Effects of General Relativistic Spin Precessions on the Habitability of Rogue Planets Orbiting Supermassive Black Holes

Abstract

Abstract Recently, the possibility that several starless telluric planets may form around supermassive black holes (SMBHs) and receive energy input from the hole’s accretion disk, which, under certain plausible circumstances, may make them habitable in a terrestrial sense, has gained increasing attention. In particular, an observer on a planet orbiting at distance r = 100 Schwarzschild radii from a maximally rotating Kerr SMBH with mass M • = 1 × 108 M ⊙ in a plane slightly outside the equator of the latter, would see the gravitationally lensed accretion disk the same size as the Sun as seen from Earth.

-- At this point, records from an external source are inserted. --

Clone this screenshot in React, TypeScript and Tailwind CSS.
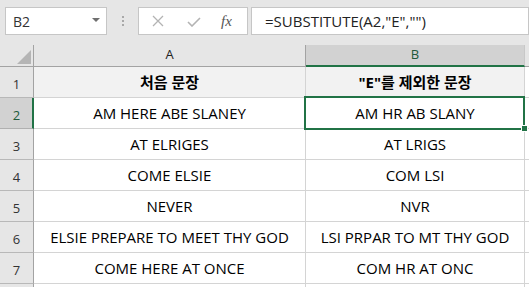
import React from 'react';

const FONT = "font-['Open_Sans','Noto_Sans_CJK_KR',sans-serif]";

type Row = { a: string; b: string };

const rows: Row[] = [
  { a: 'AM HERE ABE SLANEY', b: 'AM HR AB SLANY' },
  { a: 'AT ELRIGES', b: 'AT LRIGS' },
  { a: 'COME ELSIE', b: 'COM LSI' },
  { a: 'NEVER', b: 'NVR' },
  { a: 'ELSIE PREPARE TO MEET THY GOD', b: 'LSI PRPAR TO MT THY GOD' },
  { a: 'COME HERE AT ONCE', b: 'COM HR AT ONC' },
];

function FormulaBar() {
  return (
    <div className="flex h-[45px] items-start bg-[#e6e6e6] pt-[7px] pl-[5px]">
      <div className="flex h-[28px] w-[102px] items-center justify-between border border-[#c6c6c6] bg-white pl-[7px] pr-[6px]">
        <span className="text-[14px] text-[#333]">B2</span>
        <svg width="8" height="4" viewBox="0 0 8 4" className="mb-[2px]">
          <path d="M0 0 L8 0 L4 4 Z" fill="#6f6f6f" />
        </svg>
      </div>
      <div className="flex h-[28px] w-[31px] flex-col items-center justify-center gap-[2px]">
        <span className="h-[2px] w-[2px] bg-[#a8a8a8]" />
        <span className="h-[2px] w-[2px] bg-[#a8a8a8]" />
        <span className="h-[2px] w-[2px] bg-[#a8a8a8]" />
      </div>
      <div className="flex h-[28px] w-[110px] items-center border border-[#c6c6c6] bg-white">
        <svg width="12" height="12" viewBox="0 0 12 12" className="ml-[13px]">
          <path d="M1 1 L11 11 M11 1 L1 11" stroke="#b3b3b3" strokeWidth="1.3" />
        </svg>
        <svg width="14" height="10" viewBox="0 0 14 10" className="ml-[23px] mt-[2px]">
          <path d="M1 5 L5 9 L13 1" stroke="#b3b3b3" strokeWidth="1.6" fill="none" />
        </svg>
        <span className="ml-[20px] font-['Liberation_Serif',serif] text-[15px] italic text-[#555]">fx</span>
      </div>
      <div className="ml-[3px] flex h-[28px] flex-1 items-center border border-[#c6c6c6] bg-white pl-[13px]">
        <span className="text-[15px] text-[#222]">=SUBSTITUTE(A2,"E","")</span>
      </div>
    </div>
  );
}

function HeaderRow() {
  return (
    <div className="flex h-[22px]">
      <div className="flex w-[34px] items-end justify-end border-r border-b border-[#a3a3a3] bg-[#e6e6e6] pr-[2px] pb-[2px]">
        <svg width="14" height="14" viewBox="0 0 14 14">
          <path d="M14 0 L14 14 L0 14 Z" fill="#b5b5b5" />
        </svg>
      </div>
      <div className="flex w-[272px] items-center justify-center border-r border-b border-[#a3a3a3] bg-[#e6e6e6] pb-[2px] text-[13px] text-[#222]">
        A
      </div>
      <div className="flex w-[219px] items-center justify-center border-r border-b-2 border-r-[#c8c8c8] border-b-[#217346] bg-[#d2d2d2] pb-[1px] text-[13px] text-[#215a3a]">
        B
      </div>
      <div className="flex-1 border-b border-[#a3a3a3] bg-[#e6e6e6]" />
    </div>
  );
}

function DataRow({ n, a, b, header }: { n: number; a: string; b: string; header?: boolean }) {
  const selected = n === 2;
  const fill = header ? 'bg-[#f2f2f2]' : 'bg-white';
  const text = header ? 'text-[15px] font-bold' : 'text-[15px]';
  return (
    <div className="flex h-[31px]">
      <div
        className={
          selected
            ? 'flex w-[34px] items-end justify-center border-r-2 border-b border-r-[#217346] border-b-[#b0b0b0] bg-[#d2d2d2] pb-[3px] pl-[1px] text-[13px] text-[#215a3a]'
            : 'flex w-[34px] items-end justify-center border-r border-b border-r-[#a3a3a3] border-b-[#b8b8b8] bg-[#e6e6e6] pb-[3px] text-[13px] text-[#333]'
        }
      >
        {n}
      </div>
      <div className={`flex w-[272px] items-center justify-center border-r border-b border-[#d4d4d4] ${fill} ${text} text-black`}>
        {a}
      </div>
      <div className={`flex w-[219px] items-center justify-center border-r border-b border-[#d4d4d4] ${fill} ${text} text-black`}>
        {b}
      </div>
      <div className="flex-1 border-b border-[#d4d4d4] bg-white" />
    </div>
  );
}

export default function App() {
  return (
    <div className={`relative h-[287px] w-[529px] overflow-hidden bg-white ${FONT}`}>
      <FormulaBar />
      <HeaderRow />
      <DataRow n={1} a="처음 문장" b={'"E"를 제외한 문장'} header />
      {rows.map((r, i) => (
        <DataRow key={i} n={i + 2} a={r.a} b={r.b} />
      ))}
      <div className="flex h-[10px]">
        <div className="w-[34px] border-r border-[#a3a3a3] bg-[#e6e6e6]" />
        <div className="w-[272px] border-r border-[#d4d4d4]" />
        <div className="w-[219px] border-r border-[#d4d4d4]" />
      </div>
      {/* selection around B2 */}
      <div className="pointer-events-none absolute top-[96px] left-[304px] h-[34px] w-[221px] border-2 border-[#217346]" />
      <div className="absolute top-[125px] left-[521px] h-[7px] w-[7px] border border-white bg-[#217346]" />
    </div>
  );
}
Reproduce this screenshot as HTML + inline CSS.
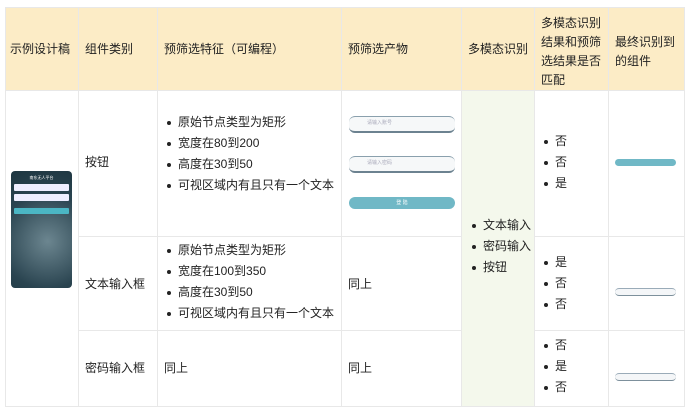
<!DOCTYPE html>
<html><head><meta charset="utf-8"><style>
*{margin:0;padding:0;box-sizing:border-box}
body{width:690px;height:409px;background:#fff;font-family:"Liberation Sans","Noto Sans CJK SC",sans-serif;font-size:12px;color:#222;position:relative;overflow:hidden}
.a{position:absolute}
.hd{background:#fcecc6}
.vl{position:absolute;width:1px;background:#e8e8e8}
.hl{position:absolute;height:1px;background:#e8e8e8}
.t{position:absolute;line-height:16px;white-space:nowrap}
ul{list-style:none}
li{position:relative;padding-left:12px;height:21px;line-height:16px;white-space:nowrap}
li:before{content:"";position:absolute;left:1px;top:7px;width:4px;height:4px;border-radius:50%;background:#222}
.inp{position:absolute;border-radius:6px;background:#f6f8f9;border-top:1px solid #8aa0ad;border-bottom:2px solid #6c8290;font-size:5px;color:#aab;padding-left:18px;line-height:12px}
</style></head><body>
<div class="a hd" style="left:5px;top:7px;width:679px;height:83px"></div>
<div class="a" style="left:461px;top:90px;width:73px;height:316px;background:#f4f8ec"></div>
<div class="hl" style="left:5px;top:7px;width:679px"></div>
<div class="hl" style="left:5px;top:90px;width:679px"></div>
<div class="hl" style="left:78px;top:236px;width:383px"></div>
<div class="hl" style="left:534px;top:236px;width:150px"></div>
<div class="hl" style="left:78px;top:330px;width:383px"></div>
<div class="hl" style="left:534px;top:330px;width:150px"></div>
<div class="hl" style="left:5px;top:406px;width:679px"></div>
<div class="vl" style="left:5px;top:7px;height:400px"></div>
<div class="vl" style="left:78px;top:7px;height:400px"></div>
<div class="vl" style="left:157px;top:7px;height:400px"></div>
<div class="vl" style="left:341px;top:7px;height:400px"></div>
<div class="vl" style="left:461px;top:7px;height:400px"></div>
<div class="vl" style="left:534px;top:7px;height:400px"></div>
<div class="vl" style="left:608px;top:7px;height:400px"></div>
<div class="vl" style="left:684px;top:7px;height:400px"></div>

<div class="t" style="left:10px;top:41px">示例设计稿</div>
<div class="t" style="left:85px;top:41px">组件类别</div>
<div class="t" style="left:164px;top:41px">预筛选特征（可编程）</div>
<div class="t" style="left:348px;top:41px">预筛选产物</div>
<div class="t" style="left:468px;top:41px">多模态识别</div>
<div class="t" style="left:541px;top:14px;line-height:19px">多模态识别<br>结果和预筛<br>选结果是否<br>匹配</div>
<div class="t" style="left:615px;top:33px;line-height:19px">最终识别到<br>的组件</div>

<div class="a" style="left:11px;top:171px;width:61px;height:117px;border-radius:4px;background:radial-gradient(circle at 60% 60%,#6c8690,#2a4450 60%,#1d3540)"></div>
<div class="a" style="left:14px;top:175px;width:55px;text-align:center;font-size:4px;color:#fff">南东无人平台</div>
<div class="a" style="left:14px;top:184px;width:55px;height:7px;background:#eef;border-radius:1px"></div>
<div class="a" style="left:14px;top:194px;width:55px;height:7px;background:#eef;border-radius:1px"></div>
<div class="a" style="left:14px;top:208px;width:55px;height:6px;background:#4bb6c4;border-radius:1px"></div>

<div class="t" style="left:85px;top:154px">按钮</div>
<div class="t" style="left:85px;top:276px">文本输入框</div>
<div class="t" style="left:85px;top:360px">密码输入框</div>

<ul class="a" style="left:166px;top:114px"><li>原始节点类型为矩形</li><li>宽度在80到200</li><li>高度在30到50</li><li>可视区域内有且只有一个文本</li></ul>
<ul class="a" style="left:166px;top:242px"><li>原始节点类型为矩形</li><li>宽度在100到350</li><li>高度在30到50</li><li>可视区域内有且只有一个文本</li></ul>
<div class="t" style="left:164px;top:360px">同上</div>

<div class="inp" style="left:349px;top:116px;width:106px;height:17px">请输入账号</div>
<div class="inp" style="left:349px;top:156px;width:106px;height:17px">请输入密码</div>
<div class="a" style="left:349px;top:197px;width:106px;height:12px;border-radius:6px;background:#70b8c6;color:#fff;font-size:5px;text-align:center;line-height:12px">登 陆</div>
<div class="t" style="left:348px;top:276px">同上</div>
<div class="t" style="left:348px;top:360px">同上</div>

<ul class="a" style="left:471px;top:217px"><li>文本输入</li><li>密码输入</li><li>按钮</li></ul>

<ul class="a" style="left:543px;top:133px"><li>否</li><li>否</li><li>是</li></ul>
<ul class="a" style="left:543px;top:254px"><li>是</li><li>否</li><li>否</li></ul>
<ul class="a" style="left:543px;top:337px"><li>否</li><li>是</li><li>否</li></ul>

<div class="a" style="left:615px;top:159px;width:61px;height:7px;border-radius:4px;background:#70b8c6"></div>
<div class="a" style="left:615px;top:288px;width:61px;height:8px;border-radius:4px;background:#f4f6f8;border-top:1px solid #9aabb8;border-bottom:1px solid #7d909c"></div>
<div class="a" style="left:615px;top:373px;width:61px;height:8px;border-radius:4px;background:#f4f6f8;border-top:1px solid #9aabb8;border-bottom:1px solid #7d909c"></div>
</body></html>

Moreover, the accretion rate might be imagined to be set in such a way that the apparent disk’s temperature would be identical to that of the solar surface. We demonstrate that the post-Newtonian (pN) de Sitter and Lense–Thirring precessions of the spin axis of such a world would rapidly change, among other things, its tilt, ε, to its orbital plane by tens to hundreds of degrees over a time span of, say, just Δt = 400 yr, strongly depending on the obliquity η • of the SMBH’s spin to the orbital plane. Thus, such relativistic features would have per se a relevant impact on the long-term habitability of the considered planet. Other scenarios are examined as well.